Thursday, July 04, 2013


c. 2013 Rod Ice
All rights reserved

One of the most curious things about having an iPhone is that I notice it has caused me to nearly abandon my home office. I used to spend leisure hours doing research or catching up on messages from friends around the country. But having a top-of-the-line mobile device seems to have altered my perceptions. Communication comes in real time, instead of through moments devoted to reflection. I tend to leave traditional correspondence for later.
Still, the habit of pausing to read e-mail has its place.
Recently, I sorted through a few pages of leftover messages in my Yahoo! mailbox. There amid the clutter of news, guitar ads, record offerings and political posts was a solicitation from Radio Wonderland, the ongoing music project headed by my old friend Joshua Fried.
Joshua and I first crossed paths in Ithaca, New York, in 1979. I was studying television broadcasting, and he was a young college student with incredible artistic visions.

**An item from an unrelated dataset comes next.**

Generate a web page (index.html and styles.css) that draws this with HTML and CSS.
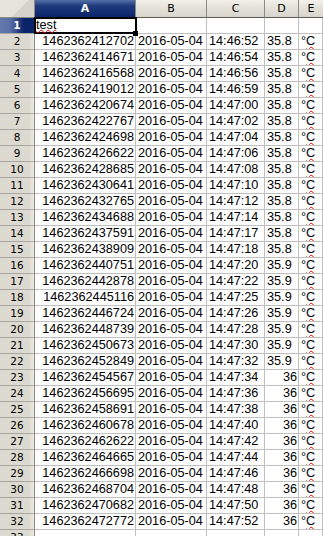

He performed live while mixing audio from tape loops on reel-to-reel recorders. The rest of us were busy recycling ideas offered by the ‘Punk Rock’ explosion. But he had a creative viewpoint unlike anyone in our circle of friends. Only later, after moving back to Ohio, would I comprehend that his work was literally ‘the music of tomorrow.’
Joshua’s message was on behalf of a crowdfunding effort through USA Projects. The idea was simple, to raise funds by having fans donate financial support. In this case, the result would be a vinyl recording of Radio Wonderland material:

“Two years ago I set aside performing to figure out how to share RADIO WONDERLAND in recorded form. DVD? Web video? Interactive game? The answer: all of the above—but a music album comes first. Because at the heart of this mashup of performance, props, theory, media and tech is the MUSIC.”

The crowdfunding idea to achieve this goal was revolutionary, yet not completely new. Indeed, the tradition has roots in antiquity. Authors from centuries ago used a similar method to finance the publication of books. More recently, music groups like Marillion and Rhino Bucket have used the strategy to fund new recordings.
A mutual friend who still lives in Ithaca sent his own message about the project. With excitement, he observed that Joshua’s work was more ambitious than anything we could have imagined in those yonder days. So it was appropriate to produce a recording through a process that transcended the stale business model of old-style, record label releases.
I contacted Joshua and pledged my support. On the USA Projects website, I chose a donation level that would yield not only a digital download of the album, but also a signed, vinyl copy as well, with complete cover graphics. As a lifelong record collector, I could do no less.
But along with my note, in typical ‘Thoughts At Large’ style, I added a question about the boom box he used in live performances. It looked very similar to my own, a vintage Sanyo M9935K. Was it possible, I wondered, that we both had the same retro device?
My Sanyo was an artifact from the era when such large, multi-speaker units were popular. Most consumers desired these excessive creations because of their ability to blast high-volume sound from radio sources, or cassette tapes. In personal terms, I chose that particular model because it had shortwave radio bands in addition to AM and FM reception.
Joshua responded to my question with a perceptible hint of amusement. He revealed that his own device was a close relative, the M9927K.
In order to help promote his crowdfunding campaign, I sent a link for his page to friends including those at Davie Allan’s ‘King of the Fuzz’ fan forum.
A bit of research clarified the nature of the crowdfunding group Joshua was using:

“USA Projects is a program created by United States Artists (USA), a nonprofit grantmaking and artist advocacy organization that has awarded over $17 million to America’s finest artists in the last six years. USA Projects hosts an online community where artists can post projects for funding and connect with those who love and support artists. At USA Projects, our goal is to help artists successfully navigate the challenging world of online fundraising for their projects. Our expert team provides educational services, from fundraising 101 to case studies and best practices to project development and outreach support. A total of 75% of all artists who have turned to USA Projects have succeeded in funding their projects. USA Projects offers a patent-pending matching fund program, the only one of its kind, which encourages and leverages contributions to help artists succeed faster. All donations are tax deductible because they simultaneously support artists’ projects and the nonprofit mission of United States Artists: to invest in America's finest artists and to illuminate the value of artists to society.”  

I was surprised to note that the roster of ‘disciplines’ cited by the group included architecture & design, crafts & traditional arts, dance, literature, media, music, theater arts and visual arts.

Note: As of this writing, the Radio Wonderland project was successful.